Based on these observations, we can conclude that Machine Learning algorithms as applied to real world problems do not require very large training data set and hence do not require parallel processing capabilities of Hadoop or Spark. More on relationship between model complexity and training data size can be found from my earlier post.
We could still use Hadoop or Spark. We can use a sequential learning algorithm that will operate on the whole data set without any partitioning.
This is the flip side of data partitioning. The function is decomposed into into number of independent function. Each function operates in parallel on the whole data set. Results are consolidated when all the functions have completed.
There is no learning algorithm that is amenable to functional decomposition. Moreover Hadoop and Spark provide provide parallel processing capabilities only through data partitioning.
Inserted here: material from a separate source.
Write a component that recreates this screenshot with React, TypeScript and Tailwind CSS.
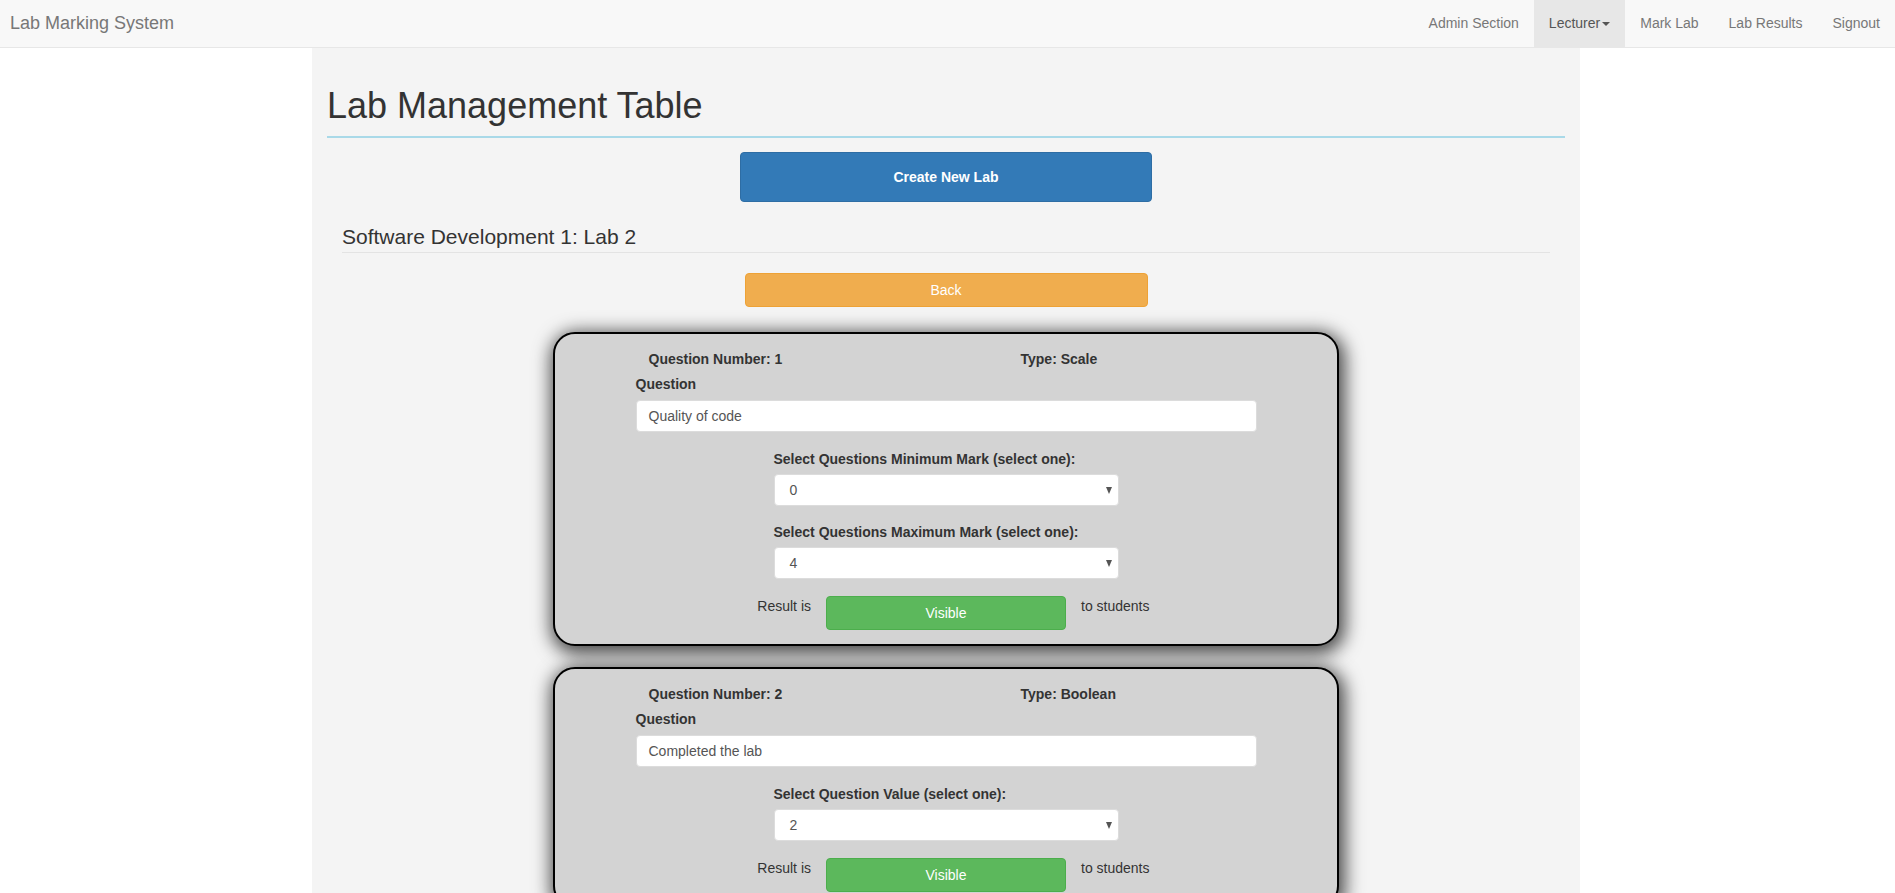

Parallel processing through functional decomposition is not relevant in our discussion. I mentioned it only for the sake of completeness.
Hyper Parameter Learning
This is an area where we can exploit parallel processing in Hadoop and Spark very effectively. Generally, any learning algorithm has large number of parameters that influence the final result i.e. test error or generalization error. Our goal is to select a set of parameter values that will give us best performance i.e. minimum error.
This is essentially an optimization problem where we want to minimize error in the multi dimensional parameter space. However, the caveat s that error can not be expressed as function of the parameters in closed form and hence many classical optimization techniques can not be used.
Here are some of the optimization techniques that can be used for finding the optimum set of parameter values. The number of optimization techniques available is by no means limited to this list. For some set of parameter values we build the predictive model and test it to find the test or generalization error.
Not all of these optimization algorithms can be executed in a parallel fashion. Only the first two algorithms in the list below can be executed in parallel.
- Grid search
- Random search
- Gradient based search
- Bayesian optimization
- Simulated annealing
Grid search is a greedy algorithm. We consider an exhaustive set of all possible parameter values. The set of parameter values can be partitioned and executed in parallel. grid search is not practical when there are may parameters and each one having many possible values. The number of possible values is
In Random Search, we take a random sub set of parameter values and try them all. With random search, we will get sub optimal values for parameters. The probability of finding the parameters values for minimum error increases with the size of the set of parameter values. Random search can be performed in parallel.
In Gradient Based Search, gradients are taken with respect to parameters and used to select the next data point in the parameter space. It’s a sequential optimization algorithm.
Bayesian Optimization is smart guided search algorithm through the parameter space. Using the parameters values that have been tried so far and Bayesian Statistics, the next point in the parameter space is chosen. It’s a sequential algorithm.
Simulated Annealing is also a sequential search technique. Based on the current solution, a neighborhood point is selected in the parameter space. The neighborhood point is accepted based on a probability. Sometimes a point worse than the current one may be selected, which enables escaping from local minima.
In ensemble learning, multiple predictive models are built. Random forest is a good example where it is an ensemble of decision trees. The ensemble of models is used for prediction e.g., by taking majority vote. With ensemble learning, error due to variance can be reduced.
The models in the ensemble are generally built using a sub set of training data and / or subset of features. There are other generic ways to create ensemble e.g. bagging, boosting and stacking. There are also learning algorithm specific ensemble techniques. Since the models in the ensemble are trained independently, they can be trained in parallel.
Prediction at Scale
Having built a predictive model, some times the model needs to be deployed to predict on massive amount of data and with low latency. Additionally, the prediction may have to be made in near real time.
Here is an example where predictions are to be made in near real time and large amount of data is involved. Consider a a predictive model that predicts the probability of a customer buying something in the current visit to an eCommerce site, based real time click steam data.
This could be done with Spark Streaming with click stream data arriving through a Kafka topic. To maximize throughput, the data could be processed with multiple Spark partitions. Each Spark task processing a partition will load the predictive model.
The output of the prediction could be written back to another Kafka topic. The web site could personalize content based on prediction from the model.
Parallel processing offered by modern data processing platforms like Hadoop and Spark can be leveraged for Machine Learning in multiple ways, especially for hyper parameter learning and ensemble learning.